The Bush administration insisted on the June 30 date as the only non-negotiable element of the transition.

As a result, it surrendered everything else in the political fire sale engendered by Ayatollah Sistani’s insistence on direct elections.

All parties to the negotiations knew from the beginning that the CPA was a lame duck.

Plans for a constitutional convention and a caucusized IGC all evaporated as virtually every political actor abandoned the United States and rushed to the side of Ayatollah Sistani as he called for direct elections. He was joined by SCIRI — the political voice of the Shi’as on the IGC; the Kurds; and even Ahmed Chalabi, who decided his future depended on heeding the national voice of Sistani instead of his master’s voice in the Pentagon.

Finally, even Jerry Bremer capitulated.

The U.S. was forced to abandon its plans for economic reform in Iraq; its hopes for installing a legitimate, pro-US regime that would guide the constitutional process to a suitable outcome; and its expectation that it would be able to counter the forces of Islamic theocracy in Iraq’s political process.

What should be inflaming conservatives is that, on top of all that, Bush has allowed Sistani not only to hijack the political process in Iraq but to involve the hated UN instead of Iraq’s US liberators in the planning of Iraq’s future.

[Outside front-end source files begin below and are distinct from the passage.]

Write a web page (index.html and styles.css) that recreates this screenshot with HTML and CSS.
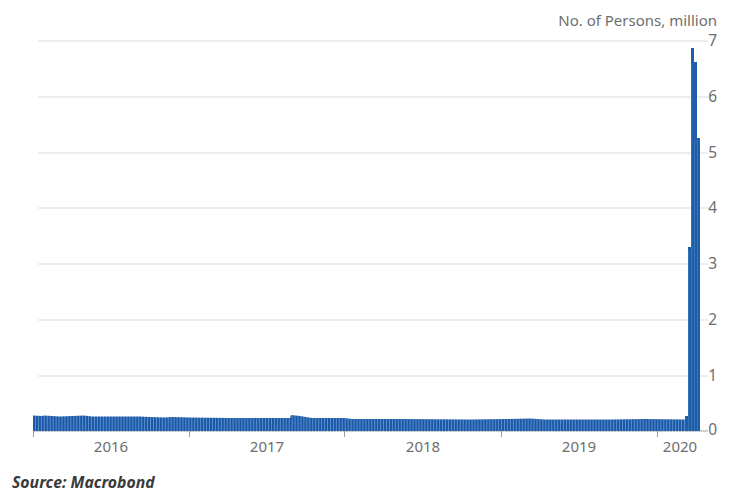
FILE: index.html
```html
<!DOCTYPE html>
<html lang="en">
<head>
<meta charset="utf-8">
<title>No. of Persons, million</title>
<link rel="stylesheet" href="styles.css">
</head>
<body>
<main class="page">
<svg class="chart" width="731" height="470" viewBox="0 0 731 470" role="img">
  <defs>
    <pattern id="weeks" x="33" y="0" width="2.95" height="10" patternUnits="userSpaceOnUse">
      <rect class="bar-fill" width="2.95" height="10"/>
      <rect class="bar-gap" x="2" width="0.95" height="10"/>
    </pattern>
  </defs>
  <g class="grid">
    <path d="M38 41H708M38 97H708M38 153H708M38 208H708M38 264H708M38 320H708M38 376H708"/>
  </g>
  <path class="axis" d="M33 431H708M33.5 431V437M189.5 431V437M344.5 431V437M501.5 431V437M657.5 431V437"/>
  <polygon class="bars" points="33,431 33,415.5 42,416 44,415.5 60,416.5 72,416 84,415.5 92,416.5 110,416.5 140,416.5 150,417 165,417.5 172,417 190,417.5 230,418 270,418 290,418 291,415 300,416 312,418 345,418 352,419 400,419 470,419.5 505,419 530,418.5 545,419.5 610,419.5 645,419 685,419.5 685,431"/>
  <path class="spike" d="M685 431V416H688V247H691V48H694V62H697V138H700V431Z"/>
  <path class="spike-gap" d="M688.5 431V250M691.5 431V64M694.5 431V140M697.5 431V140"/>
  <g class="labels">
    <text class="unit" x="717" y="26">No. of Persons, million</text>
    <text class="value" x="717" y="46">7</text>
    <text class="value" x="717" y="102">6</text>
    <text class="value" x="717" y="158">5</text>
    <text class="value" x="717" y="213">4</text>
    <text class="value" x="717" y="269">3</text>
    <text class="value" x="717" y="325">2</text>
    <text class="value" x="717" y="381">1</text>
    <text class="value" x="717" y="435">0</text>
    <text class="year" x="111" y="452">2016</text>
    <text class="year" x="267" y="452">2017</text>
    <text class="year" x="423" y="452">2018</text>
    <text class="year" x="579" y="452">2019</text>
    <text class="year" x="680" y="452">2020</text>
  </g>
</svg>
<p class="source">Source: Macrobond</p>
</main>
</body>
</html>
```
FILE: styles.css
```css
html, body {
  margin: 0;
  background: #fff;
}
.page {
  width: 731px;
  height: 494px;
  overflow: hidden;
}
.chart {
  display: block;
}
.grid path {
  fill: none;
  stroke: #e6e7e9;
  stroke-width: 1.5;
}
.axis {
  fill: none;
  stroke: #a0a0a0;
  stroke-width: 1;
}
.bars {
  fill: url(#weeks);
}
.bar-fill {
  fill: #1a58a8;
}
.bar-gap {
  fill: #5f90cb;
}
.spike {
  fill: #1f5ea8;
}
.spike-gap {
  fill: none;
  stroke: #4a7fbe;
  stroke-width: 0.6;
}
.labels text {
  font-family: "Noto Sans", "Liberation Sans", sans-serif;
  fill: #6e6e6e;
  font-size: 15px;
}
.unit,
.value {
  text-anchor: end;
}
.labels .value {
  font-size: 15.5px;
}
.labels .year {
  text-anchor: middle;
}
.source {
  margin: 2px 0 0 12px;
  font: italic 700 15.8px/20px "Noto Sans", "Liberation Sans", sans-serif;
  color: #3a3a3a;
}
```
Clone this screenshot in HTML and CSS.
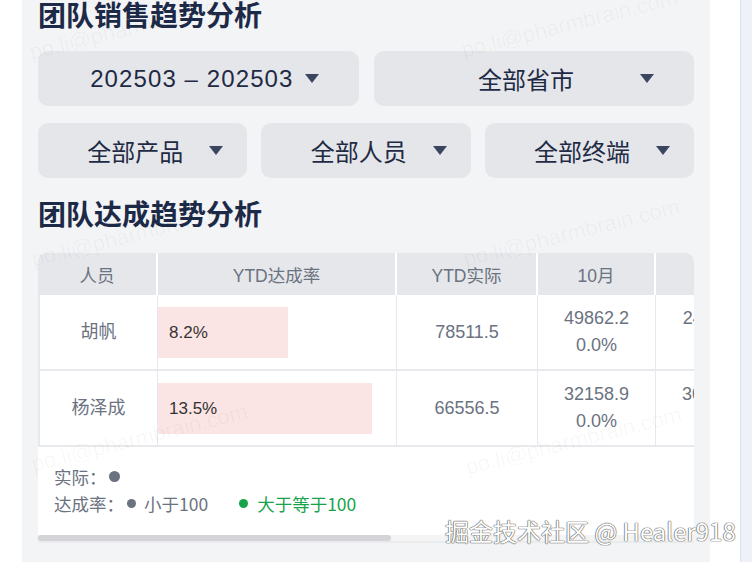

Will an independent democratic process mediated by the UN and Sistani result in U.S. military access to Iraq bases? Don’t count on it.

And finally, no SOFA for our troops. They will be legally unprotected until a legitimate, elected Iraq government decides to negotiate the agreement with the US. That may never happen.

So the Iraq “policy” is a politically short-sighted, self-serving piece of election-year garbage dreamt up by Bush and Rove.

It fundamentally compromises American security interests in the Gulf by allowing Iraq — a country we conquered only last year, for goodness sakes — to drift out of the US orbit and seek its own political future. And it recklessly and needlessly compromises the safety and legal status of our troops.

All so George W. Bush can put Iraq behind him for the purposes of his re-election.

That’s misusing public policy, government funds, and American lives for personal advantage.

That’s impeachable.

When you look at the harm done to American vital interests…

…it’s also probably treason.

But there’s more.

Bush’s irresponsible cut and run from Iraq requires him to repudiate the solemn obligations the US undertook as occupiers.

In the May 18 letter announcing Coalition plans for Iraq to the UN Security Council, the US and the UK unequivocally took responsibility as occupiers for civil law and order in Iraq.

Overall responsibility for Iraq security is an extremely onerous obligation.

It requires the US forces to patrol dangerous roads, enter hostile cities, and put American troops in harm’s way as we try to combat the Iraq counter-insurgency and pacify or overawe the general population.

It produces casualties…

…American casualties…

…American casualties that would be a continued reminder during an election year of a failed and unpopular war.

When the U.S. government relinquishes its title of occupier and dissolves the CPA, Bush believes America can shirk its responsibilities for Iraq security.

US intervention in the Iraq security quagmire becomes an option, instead of an obligation.

Rumsfeld presented America’s selective approach to security as follows:

Rumsfeld said. "In one section of the country, the military commander will make a judgment they can move back and put the Iraqi forces out front, and that will stand permanently. It may also be in some parts of the country that won't happen, and they'll make a judgment ... they need to press back in and support the Iraqi security forces. You'll see that ebb and flow for period of time." (AP, Rumsfeld: US Won’t Back Down in Iraq, Feb. 23, 2004)

American troops can hunker down in their bases — at least through November 2 - while the inadequate Iraq security forces are put on the front lines.

Don’t look for a lot of good things to happen as the New Iraq army of opportunists, infiltrators, and gun-craving sectarians are pressed to impose the security diktats of the hapless IGC. Unless you think the ARVNs did a great job of counter-insurgency on America’s behalf in South Vietnam.

And don’t look for international law to back Bush’s cut and run, even if the compliant UN gives its seal of approval to the IGC’s assumption of sovereignty.

Under international law — as accepted by the US — these obligations are borne by the US as the occupying power in de facto control of Iraq’s territory. They cannot be wished away by a statement transferring sovereignty into the trembling fingers of the Iraq Governing Council. (see the UK Parliamentary research paper 03/51 Iraq: Law of Occupation, June 2003)

The US military has acknowledged that any Iraq government must rely on Coalition military power for civil order:
Gen. John P. Abizaid, the commander of American forces in the region, recently suggested that the military agreement would not occur according to the original timetable, but he expressed confidence that whatever the new conditions might be, the American military would be treated hospitably. Simply put, no Iraqi government could survive without the American forces, according to American commanders. (Filkins op. cit.)
If the security forces dissolve into nightmare of ethnic and warlord militias and government death squads, then it’s America’s fault.
Not just in the ooooh you screwed up again George sort of way.
But in the ooooh that’s a war crime sort of way.
In the past, when we talked about George W. Bush’s errors like Harken, Arbusto, and the Texas Air National Guard, the subsequent bail-outs, and the ensuing cover-ups, we used the metaphors of “skeletons in the closet” and “burying the bodies” to describe his attempts to evade accountability and responsibility.
This time the skeletons and the bodies are real.
This time, Bush’s behavior is beyond the pale — politically, morally, and legally.
And his criminal, treasonous Iraq policy should be the key to his downfall — instead of his re-election.